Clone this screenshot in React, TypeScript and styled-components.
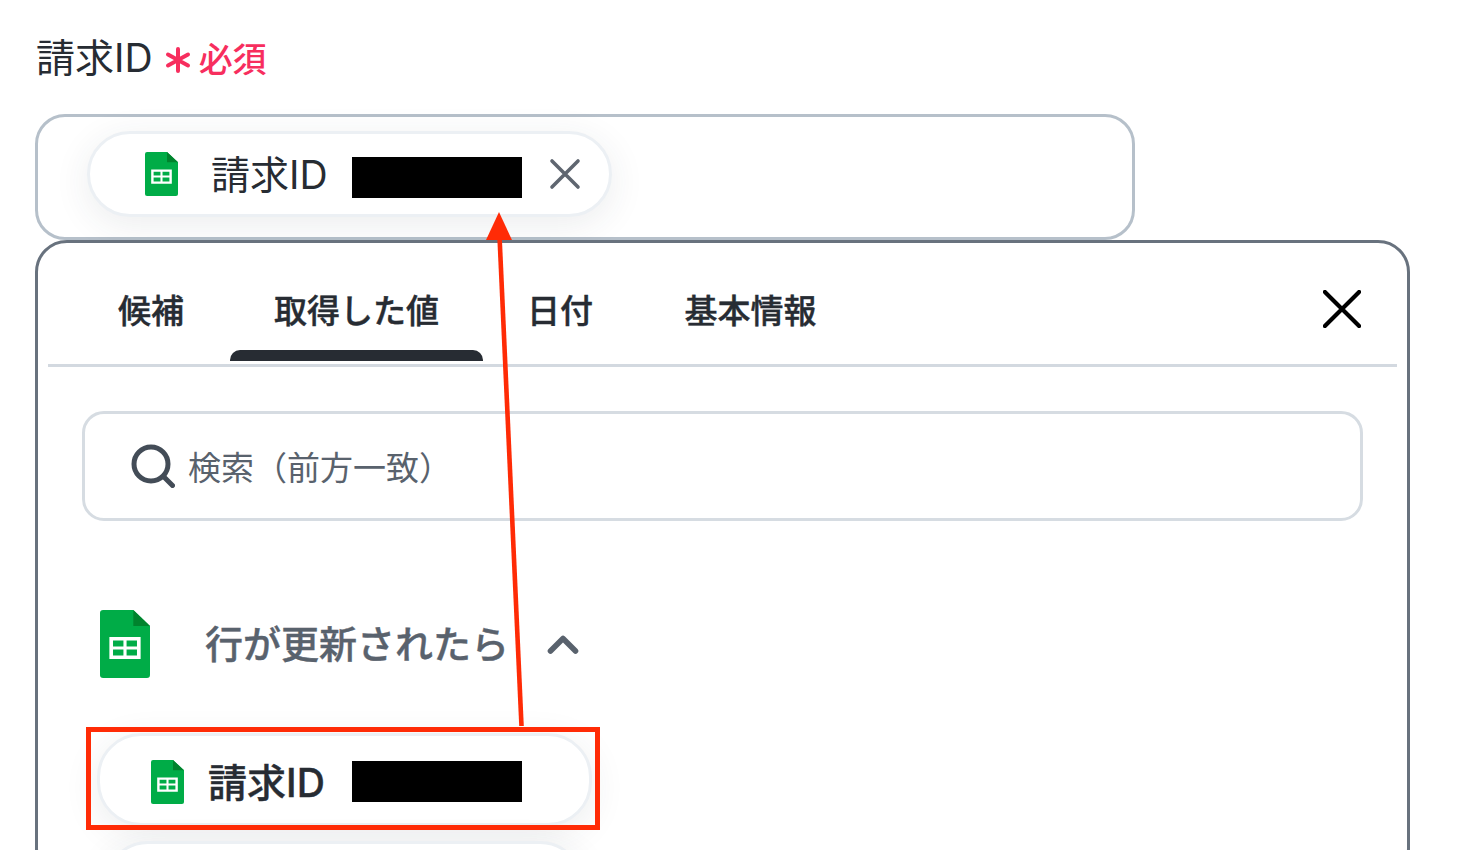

=====

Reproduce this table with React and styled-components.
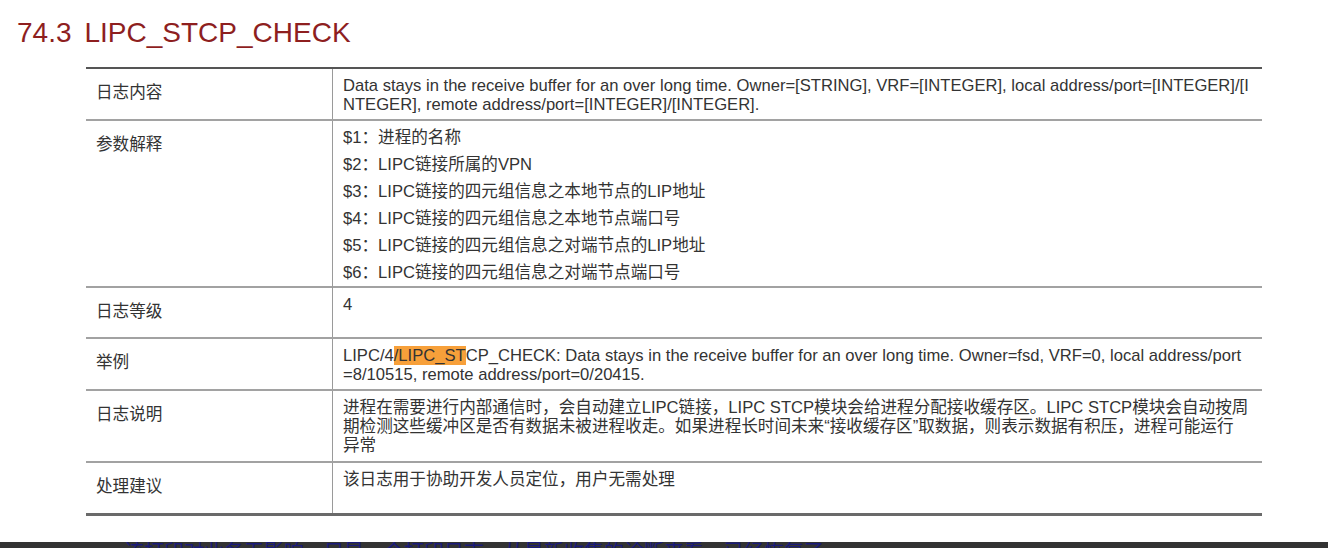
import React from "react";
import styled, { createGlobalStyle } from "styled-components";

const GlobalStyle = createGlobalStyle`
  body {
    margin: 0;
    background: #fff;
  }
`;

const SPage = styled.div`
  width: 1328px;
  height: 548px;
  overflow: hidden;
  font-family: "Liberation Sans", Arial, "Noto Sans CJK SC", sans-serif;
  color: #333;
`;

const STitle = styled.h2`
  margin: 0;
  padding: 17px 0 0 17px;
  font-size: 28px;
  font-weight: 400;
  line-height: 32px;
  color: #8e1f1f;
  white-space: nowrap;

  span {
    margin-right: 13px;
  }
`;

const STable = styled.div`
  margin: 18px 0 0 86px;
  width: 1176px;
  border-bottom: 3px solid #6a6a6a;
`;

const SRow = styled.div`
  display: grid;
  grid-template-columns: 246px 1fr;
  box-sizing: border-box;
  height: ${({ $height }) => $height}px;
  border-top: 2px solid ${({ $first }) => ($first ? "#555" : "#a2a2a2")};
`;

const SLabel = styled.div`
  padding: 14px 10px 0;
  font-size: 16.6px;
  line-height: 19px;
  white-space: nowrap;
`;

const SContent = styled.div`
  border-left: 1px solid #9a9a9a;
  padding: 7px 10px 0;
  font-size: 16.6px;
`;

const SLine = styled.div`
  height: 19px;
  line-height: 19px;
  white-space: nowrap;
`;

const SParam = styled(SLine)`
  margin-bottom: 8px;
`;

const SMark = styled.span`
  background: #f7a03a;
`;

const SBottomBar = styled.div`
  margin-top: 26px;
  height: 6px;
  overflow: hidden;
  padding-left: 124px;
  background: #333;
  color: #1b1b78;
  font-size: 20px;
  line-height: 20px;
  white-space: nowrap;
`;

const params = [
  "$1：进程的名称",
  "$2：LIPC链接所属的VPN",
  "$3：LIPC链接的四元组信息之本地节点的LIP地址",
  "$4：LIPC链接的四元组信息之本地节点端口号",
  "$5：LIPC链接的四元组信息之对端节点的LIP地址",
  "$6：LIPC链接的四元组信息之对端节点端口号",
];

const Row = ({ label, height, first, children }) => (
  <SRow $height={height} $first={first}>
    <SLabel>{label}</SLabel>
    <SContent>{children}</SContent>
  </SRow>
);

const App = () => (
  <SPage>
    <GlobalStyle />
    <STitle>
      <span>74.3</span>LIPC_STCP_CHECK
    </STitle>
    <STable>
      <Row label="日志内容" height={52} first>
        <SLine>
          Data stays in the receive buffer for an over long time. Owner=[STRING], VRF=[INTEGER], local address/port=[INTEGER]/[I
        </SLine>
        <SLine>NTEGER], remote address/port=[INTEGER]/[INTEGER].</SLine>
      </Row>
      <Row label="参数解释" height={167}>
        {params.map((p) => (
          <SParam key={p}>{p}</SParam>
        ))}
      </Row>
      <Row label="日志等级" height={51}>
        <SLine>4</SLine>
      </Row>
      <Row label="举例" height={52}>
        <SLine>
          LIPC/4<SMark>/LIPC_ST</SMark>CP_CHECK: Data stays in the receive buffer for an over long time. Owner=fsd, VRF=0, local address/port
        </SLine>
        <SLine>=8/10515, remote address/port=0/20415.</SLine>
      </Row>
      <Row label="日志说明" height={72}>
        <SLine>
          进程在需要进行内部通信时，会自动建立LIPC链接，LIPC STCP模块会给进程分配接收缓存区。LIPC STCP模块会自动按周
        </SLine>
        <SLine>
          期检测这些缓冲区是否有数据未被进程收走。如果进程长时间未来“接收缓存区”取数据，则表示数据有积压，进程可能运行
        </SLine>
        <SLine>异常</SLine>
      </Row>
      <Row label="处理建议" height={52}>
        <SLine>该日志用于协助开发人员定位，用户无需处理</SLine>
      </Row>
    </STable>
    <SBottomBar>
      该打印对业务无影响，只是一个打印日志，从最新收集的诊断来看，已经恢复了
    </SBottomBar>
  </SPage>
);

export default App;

=====

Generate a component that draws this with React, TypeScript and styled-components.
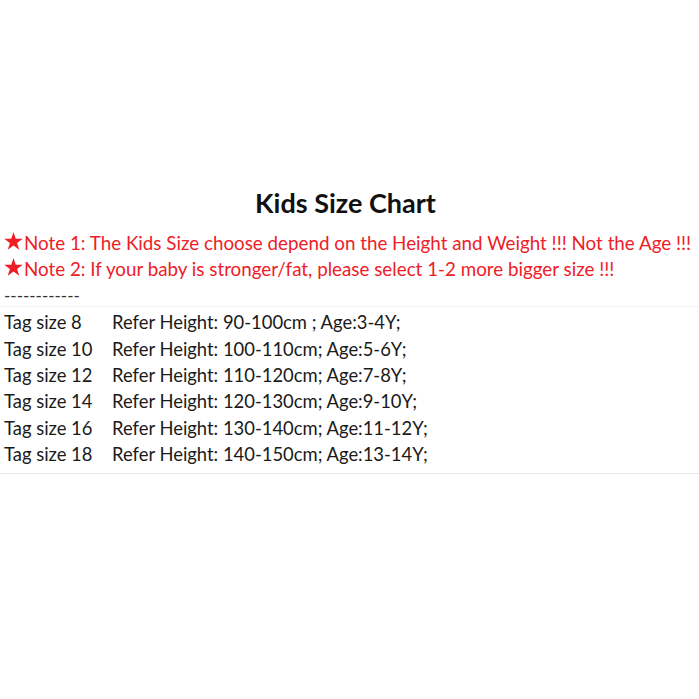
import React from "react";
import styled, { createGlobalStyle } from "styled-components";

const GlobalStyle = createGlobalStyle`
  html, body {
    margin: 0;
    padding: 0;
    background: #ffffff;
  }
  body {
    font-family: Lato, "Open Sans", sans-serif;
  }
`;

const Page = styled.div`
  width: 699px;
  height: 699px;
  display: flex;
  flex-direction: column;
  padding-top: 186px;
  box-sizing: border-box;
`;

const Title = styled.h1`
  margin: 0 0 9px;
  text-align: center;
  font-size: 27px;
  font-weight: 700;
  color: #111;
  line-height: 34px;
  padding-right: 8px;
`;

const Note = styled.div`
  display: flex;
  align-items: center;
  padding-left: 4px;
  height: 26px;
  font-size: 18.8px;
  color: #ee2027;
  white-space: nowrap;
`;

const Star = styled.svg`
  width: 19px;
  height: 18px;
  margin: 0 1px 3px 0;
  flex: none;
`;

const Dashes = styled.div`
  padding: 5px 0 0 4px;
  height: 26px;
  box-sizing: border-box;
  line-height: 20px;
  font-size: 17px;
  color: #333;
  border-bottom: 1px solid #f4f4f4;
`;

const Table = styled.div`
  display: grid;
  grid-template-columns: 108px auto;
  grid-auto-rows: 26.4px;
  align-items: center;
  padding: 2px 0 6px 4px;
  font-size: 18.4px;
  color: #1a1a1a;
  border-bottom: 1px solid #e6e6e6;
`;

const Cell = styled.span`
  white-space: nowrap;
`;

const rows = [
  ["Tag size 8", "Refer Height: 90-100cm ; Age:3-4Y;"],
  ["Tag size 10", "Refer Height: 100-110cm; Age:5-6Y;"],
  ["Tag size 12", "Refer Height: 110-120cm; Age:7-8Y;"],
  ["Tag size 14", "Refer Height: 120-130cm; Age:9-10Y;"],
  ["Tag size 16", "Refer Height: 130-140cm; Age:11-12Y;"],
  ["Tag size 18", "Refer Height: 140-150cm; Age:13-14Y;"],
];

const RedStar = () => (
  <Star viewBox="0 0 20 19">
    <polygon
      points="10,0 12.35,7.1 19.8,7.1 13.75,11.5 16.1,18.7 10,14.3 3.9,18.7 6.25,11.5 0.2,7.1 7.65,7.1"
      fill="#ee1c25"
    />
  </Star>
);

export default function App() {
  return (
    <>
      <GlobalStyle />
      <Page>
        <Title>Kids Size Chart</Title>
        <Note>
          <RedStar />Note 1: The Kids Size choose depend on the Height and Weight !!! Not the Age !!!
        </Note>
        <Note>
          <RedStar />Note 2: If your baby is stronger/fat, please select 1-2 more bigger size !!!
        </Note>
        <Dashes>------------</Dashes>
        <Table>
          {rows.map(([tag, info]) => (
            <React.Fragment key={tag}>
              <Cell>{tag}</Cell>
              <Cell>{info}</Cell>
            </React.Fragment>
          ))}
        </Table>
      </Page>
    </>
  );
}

=====

WHAT YOU HAVE TO DO
Return all lines containing the word "with".

RESPONSE TO THIS EXERCISE
Reproduce this table with React and styled-components.
Generate a component that draws this with React, TypeScript and styled-components.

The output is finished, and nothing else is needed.